THE PROBLEM — Return the data exactly, with all pictures removed.

SUPPLIED INFORMATION —
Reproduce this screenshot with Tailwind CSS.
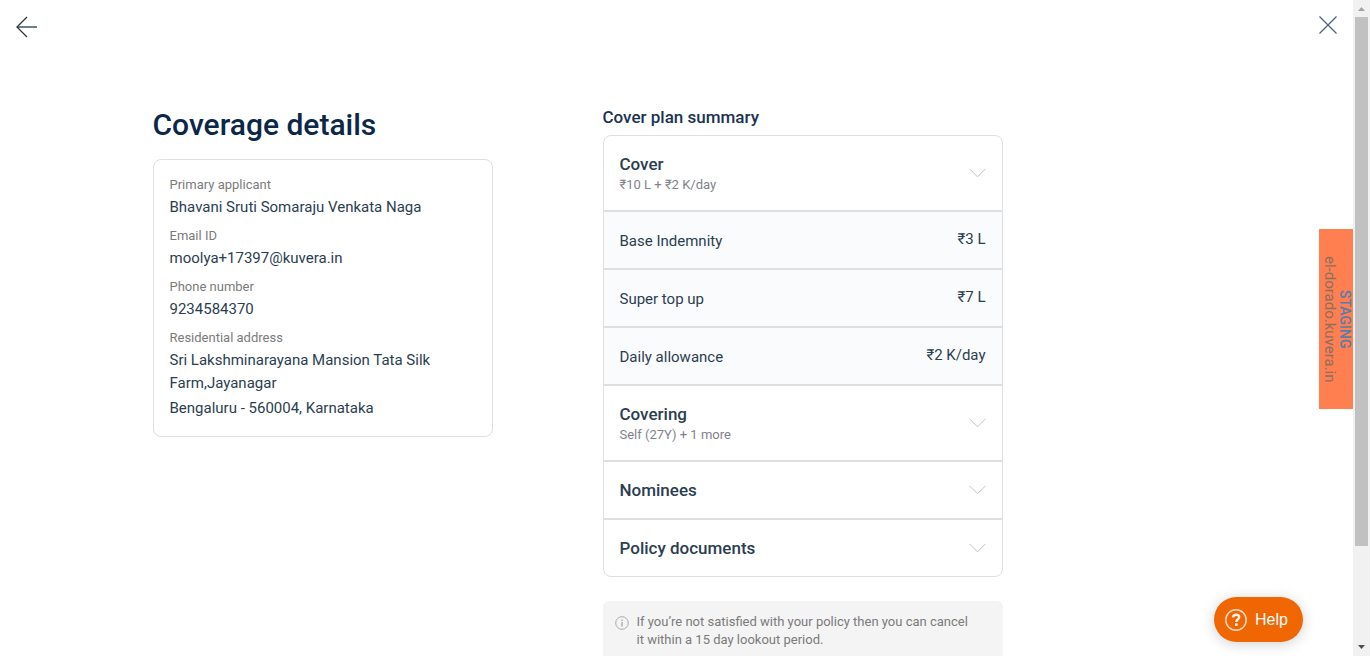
<!DOCTYPE html>
<html lang="en">
<head>
<meta charset="utf-8">
<meta name="viewport" content="width=device-width, initial-scale=1">
<title>Coverage details</title>
<script src="https://cdn.jsdelivr.net/npm/@tailwindcss/browser@4"></script>
</head>
<body class="flex h-screen overflow-hidden bg-white font-[Roboto,sans-serif] text-[#2b3e50]">
  <div class="relative min-w-0 flex-1 overflow-hidden">
    <header class="flex h-[54px] items-center justify-between px-4">
      <button type="button" aria-label="Back" class="block">
        <svg class="block" width="22" height="22" viewBox="0 0 22 22" fill="none"><path d="M1 11H21" stroke="#6f7f8e" stroke-width="2"/><path d="M11 1L1 11L11 21" stroke="#2e3440" stroke-width="1.300"/></svg>
      </button>
      <button type="button" aria-label="Close" class="mb-1 block">
        <svg class="block" width="18" height="18" viewBox="0 0 18 18" fill="none" stroke="#4a5f75" stroke-width="1.200"><path d="M.5 .5L17.500 17.500M17.500 .5L.5 17.500"/></svg>
      </button>
    </header>

    <main class="mx-auto flex max-w-[1048px] gap-[110px] pt-[51px]">
      <section class="w-[340px]">
        <h1 class="text-3xl leading-10 font-medium text-[#0c2748]">Coverage details</h1>
        <dl class="mt-[14px] rounded-lg border border-[#dfdfdf] p-4 text-[15px] leading-[23px]">
          <dt class="mb-0.5 text-[13px] leading-[18px] text-[#7b7b7b]">Primary applicant</dt>
          <dd class="mb-2">Bhavani Sruti Somaraju Venkata Naga</dd>
          <dt class="mb-0.5 text-[13px] leading-[18px] text-[#7b7b7b]">Email ID</dt>
          <dd class="mb-2">moolya+17397@kuvera.in</dd>
          <dt class="mb-0.5 text-[13px] leading-[18px] text-[#7b7b7b]">Phone number</dt>
          <dd class="mb-2">9234584370</dd>
          <dt class="mb-0.5 text-[13px] leading-[18px] text-[#7b7b7b]">Residential address</dt>
          <dd>Sri Lakshminarayana Mansion Tata Silk Farm,Jayanagar</dd>
          <dd class="mt-0.5">Bengaluru - 560004, Karnataka</dd>
        </dl>
      </section>

      <section class="w-[400px]">
        <h2 class="pt-px text-[17px] leading-[22px] font-medium text-[#1b3350]">Cover plan summary</h2>
        <div class="mt-[7px]">
          <button type="button" class="flex h-[76px] w-full items-center justify-between rounded-t-lg border border-[#dfdfdf] px-4 text-left">
            <span class="flex flex-col pt-0.5">
              <span class="text-[17px] leading-[22px] font-medium">Cover</span>
              <span class="text-[13px] leading-5 text-[#7f838b]">₹10 L + ₹2 K/day</span>
            </span>
            <svg width="17" height="10" viewBox="0 0 17 10" fill="none" stroke="#bfc3c8"><path d="M.5 .8L8.500 8.800L16.500 .8"/></svg>
          </button>
          <div class="flex h-[58px] items-center justify-between border border-[#dfdfdf] bg-[#fafbfd] px-4 text-[15px] leading-5">
            <span class="pt-0.5">Base Indemnity</span><span class="pb-0.5">₹3 L</span>
          </div>
          <div class="flex h-[58px] items-center justify-between border border-[#dfdfdf] bg-[#fafbfd] px-4 text-[15px] leading-5">
            <span class="pt-0.5">Super top up</span><span class="pb-0.5">₹7 L</span>
          </div>
          <div class="flex h-[58px] items-center justify-between border border-[#dfdfdf] bg-[#fafbfd] px-4 text-[15px] leading-5">
            <span class="pt-0.5">Daily allowance</span><span class="pb-0.5">₹2 K/day</span>
          </div>
          <button type="button" class="flex h-[76px] w-full items-center justify-between border border-[#dfdfdf] px-4 text-left">
            <span class="flex flex-col pt-0.5">
              <span class="text-[17px] leading-[22px] font-medium">Covering</span>
              <span class="text-[13px] leading-5 text-[#7f838b]">Self (27Y) + 1 more</span>
            </span>
            <svg width="17" height="10" viewBox="0 0 17 10" fill="none" stroke="#bfc3c8"><path d="M.5 .8L8.500 8.800L16.500 .8"/></svg>
          </button>
          <button type="button" class="flex h-[58px] w-full items-center justify-between border border-[#dfdfdf] px-4 text-left">
            <span class="text-[17px] leading-[22px] font-medium">Nominees</span>
            <svg width="17" height="10" viewBox="0 0 17 10" fill="none" stroke="#bfc3c8"><path d="M.5 .8L8.500 8.800L16.500 .8"/></svg>
          </button>
          <button type="button" class="flex h-[58px] w-full items-center justify-between rounded-b-lg border border-[#dfdfdf] px-4 text-left">
            <span class="text-[17px] leading-[22px] font-medium">Policy documents</span>
            <svg width="17" height="10" viewBox="0 0 17 10" fill="none" stroke="#bfc3c8"><path d="M.5 .8L8.500 8.800L16.500 .8"/></svg>
          </button>
        </div>
        <div class="mt-6 flex items-start gap-2 rounded-md bg-[#f4f4f4] p-3 pr-7">
          <svg class="mt-[3px] shrink-0" width="14" height="14" viewBox="0 0 14 14" fill="none"><circle cx="7" cy="7" r="6.300" stroke="#a9abb0"/><path d="M7 6V10.500M7 3.500V5" stroke="#a9abb0" stroke-width="1.400"/></svg>
          <p class="text-[13px] leading-[18px] text-[#7b7b7b]">If you’re not satisfied with your policy then you can cancel it within a 15 day lookout period.</p>
        </div>
      </section>
    </main>

    <div class="absolute top-[229px] right-0 flex h-[180px] w-[34px] flex-col items-center bg-[#ff7f50] text-center text-[15px] leading-[15px] text-[#8a6f62] [writing-mode:vertical-rl]">
      <span class="text-sm leading-4 font-medium text-[#5a7ca8]">STAGING</span>
      <span>el-dorado.kuvera.in</span>
    </div>

    <button type="button" class="absolute right-[50px] bottom-[14px] flex h-[45px] w-[89px] items-center gap-2 rounded-full bg-[#ef6603] pl-[11px] font-['Liberation_Sans',sans-serif] text-base text-white shadow-[0_2px_14px_rgba(0,0,0,0.18)]">
      <svg class="shrink-0" width="22" height="22" viewBox="0 0 22 22" fill="none"><circle cx="11" cy="11" r="10.200" stroke="#fbdcc5" stroke-width="1.500"/><path d="M8 8.300C8.200 6.600 9.400 5.700 11.100 5.700C12.900 5.700 14.200 6.600 14.200 8.200C14.200 10.300 11.300 10.300 11.300 13" stroke="#fff1e7" stroke-width="2.400"/><path d="M11.300 14.300V17" stroke="#fff1e7" stroke-width="2.600"/></svg>
      Help
    </button>
  </div>

  <div aria-hidden="true" class="flex w-[17px] shrink-0 flex-col items-center bg-[#f1f1f1]">
    <svg class="shrink-0" width="17" height="17" viewBox="0 0 17 17"><path d="M5 11L8.500 7L12 11Z" fill="#a3a3a3"/></svg>
    <div class="w-[13px] flex-[529] bg-[#c1c1c1]"></div>
    <div class="flex-[93]"></div>
    <svg class="shrink-0" width="17" height="17" viewBox="0 0 17 17"><path d="M5 6L8.500 10L12 6Z" fill="#505050"/></svg>
  </div>
</body>
</html>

REPLY TO THE TASK —
Reproduce this screenshot with Tailwind CSS.
<!DOCTYPE html>
<html lang="en">
<head>
<meta charset="utf-8">
<meta name="viewport" content="width=device-width, initial-scale=1">
<title>Coverage details</title>
<script src="https://cdn.jsdelivr.net/npm/@tailwindcss/browser@4"></script>
</head>
<body class="flex h-screen overflow-hidden bg-white font-[Roboto,sans-serif] text-[#2b3e50]">
  <div class="relative min-w-0 flex-1 overflow-hidden">
    <header class="flex h-[54px] items-center justify-between px-4">
      <button type="button" aria-label="Back" class="block">
        <svg class="block" width="22" height="22" viewBox="0 0 22 22" fill="none"><path d="M1 11H21" stroke="#6f7f8e" stroke-width="2"/><path d="M11 1L1 11L11 21" stroke="#2e3440" stroke-width="1.300"/></svg>
      </button>
      <button type="button" aria-label="Close" class="mb-1 block">
        <svg class="block" width="18" height="18" viewBox="0 0 18 18" fill="none" stroke="#4a5f75" stroke-width="1.200"><path d="M.5 .5L17.500 17.500M17.500 .5L.5 17.500"/></svg>
      </button>
    </header>

    <main class="mx-auto flex max-w-[1048px] gap-[110px] pt-[51px]">
      <section class="w-[340px]">
        <h1 class="text-3xl leading-10 font-medium text-[#0c2748]">Coverage details</h1>
        <dl class="mt-[14px] rounded-lg border border-[#dfdfdf] p-4 text-[15px] leading-[23px]">
          <dt class="mb-0.5 text-[13px] leading-[18px] text-[#7b7b7b]">Primary applicant</dt>
          <dd class="mb-2">Bhavani Sruti Somaraju Venkata Naga</dd>
          <dt class="mb-0.5 text-[13px] leading-[18px] text-[#7b7b7b]">Email ID</dt>
          <dd class="mb-2">moolya+17397@kuvera.in</dd>
          <dt class="mb-0.5 text-[13px] leading-[18px] text-[#7b7b7b]">Phone number</dt>
          <dd class="mb-2">9234584370</dd>
          <dt class="mb-0.5 text-[13px] leading-[18px] text-[#7b7b7b]">Residential address</dt>
          <dd>Sri Lakshminarayana Mansion Tata Silk Farm,Jayanagar</dd>
          <dd class="mt-0.5">Bengaluru - 560004, Karnataka</dd>
        </dl>
      </section>

      <section class="w-[400px]">
        <h2 class="pt-px text-[17px] leading-[22px] font-medium text-[#1b3350]">Cover plan summary</h2>
        <div class="mt-[7px]">
          <button type="button" class="flex h-[76px] w-full items-center justify-between rounded-t-lg border border-[#dfdfdf] px-4 text-left">
            <span class="flex flex-col pt-0.5">
              <span class="text-[17px] leading-[22px] font-medium">Cover</span>
              <span class="text-[13px] leading-5 text-[#7f838b]">₹10 L + ₹2 K/day</span>
            </span>
            <svg width="17" height="10" viewBox="0 0 17 10" fill="none" stroke="#bfc3c8"><path d="M.5 .8L8.500 8.800L16.500 .8"/></svg>
          </button>
          <div class="flex h-[58px] items-center justify-between border border-[#dfdfdf] bg-[#fafbfd] px-4 text-[15px] leading-5">
            <span class="pt-0.5">Base Indemnity</span><span class="pb-0.5">₹3 L</span>
          </div>
          <div class="flex h-[58px] items-center justify-between border border-[#dfdfdf] bg-[#fafbfd] px-4 text-[15px] leading-5">
            <span class="pt-0.5">Super top up</span><span class="pb-0.5">₹7 L</span>
          </div>
          <div class="flex h-[58px] items-center justify-between border border-[#dfdfdf] bg-[#fafbfd] px-4 text-[15px] leading-5">
            <span class="pt-0.5">Daily allowance</span><span class="pb-0.5">₹2 K/day</span>
          </div>
          <button type="button" class="flex h-[76px] w-full items-center justify-between border border-[#dfdfdf] px-4 text-left">
            <span class="flex flex-col pt-0.5">
              <span class="text-[17px] leading-[22px] font-medium">Covering</span>
              <span class="text-[13px] leading-5 text-[#7f838b]">Self (27Y) + 1 more</span>
            </span>
            <svg width="17" height="10" viewBox="0 0 17 10" fill="none" stroke="#bfc3c8"><path d="M.5 .8L8.500 8.800L16.500 .8"/></svg>
          </button>
          <button type="button" class="flex h-[58px] w-full items-center justify-between border border-[#dfdfdf] px-4 text-left">
            <span class="text-[17px] leading-[22px] font-medium">Nominees</span>
            <svg width="17" height="10" viewBox="0 0 17 10" fill="none" stroke="#bfc3c8"><path d="M.5 .8L8.500 8.800L16.500 .8"/></svg>
          </button>
          <button type="button" class="flex h-[58px] w-full items-center justify-between rounded-b-lg border border-[#dfdfdf] px-4 text-left">
            <span class="text-[17px] leading-[22px] font-medium">Policy documents</span>
            <svg width="17" height="10" viewBox="0 0 17 10" fill="none" stroke="#bfc3c8"><path d="M.5 .8L8.500 8.800L16.500 .8"/></svg>
          </button>
        </div>
        <div class="mt-6 flex items-start gap-2 rounded-md bg-[#f4f4f4] p-3 pr-7">
          <svg class="mt-[3px] shrink-0" width="14" height="14" viewBox="0 0 14 14" fill="none"><circle cx="7" cy="7" r="6.300" stroke="#a9abb0"/><path d="M7 6V10.500M7 3.500V5" stroke="#a9abb0" stroke-width="1.400"/></svg>
          <p class="text-[13px] leading-[18px] text-[#7b7b7b]">If you’re not satisfied with your policy then you can cancel it within a 15 day lookout period.</p>
        </div>
      </section>
    </main>

    <div class="absolute top-[229px] right-0 flex h-[180px] w-[34px] flex-col items-center bg-[#ff7f50] text-center text-[15px] leading-[15px] text-[#8a6f62] [writing-mode:vertical-rl]">
      <span class="text-sm leading-4 font-medium text-[#5a7ca8]">STAGING</span>
      <span>el-dorado.kuvera.in</span>
    </div>

    <button type="button" class="absolute right-[50px] bottom-[14px] flex h-[45px] w-[89px] items-center gap-2 rounded-full bg-[#ef6603] pl-[11px] font-['Liberation_Sans',sans-serif] text-base text-white shadow-[0_2px_14px_rgba(0,0,0,0.18)]">
      <svg class="shrink-0" width="22" height="22" viewBox="0 0 22 22" fill="none"><circle cx="11" cy="11" r="10.200" stroke="#fbdcc5" stroke-width="1.500"/><path d="M8 8.300C8.200 6.600 9.400 5.700 11.100 5.700C12.900 5.700 14.200 6.600 14.200 8.200C14.200 10.300 11.300 10.300 11.300 13" stroke="#fff1e7" stroke-width="2.400"/><path d="M11.300 14.300V17" stroke="#fff1e7" stroke-width="2.600"/></svg>
      Help
    </button>
  </div>

  <div aria-hidden="true" class="flex w-[17px] shrink-0 flex-col items-center bg-[#f1f1f1]">
    <svg class="shrink-0" width="17" height="17" viewBox="0 0 17 17"><path d="M5 11L8.500 7L12 11Z" fill="#a3a3a3"/></svg>
    <div class="w-[13px] flex-[529] bg-[#c1c1c1]"></div>
    <div class="flex-[93]"></div>
    <svg class="shrink-0" width="17" height="17" viewBox="0 0 17 17"><path d="M5 6L8.500 10L12 6Z" fill="#505050"/></svg>
  </div>
</body>
</html>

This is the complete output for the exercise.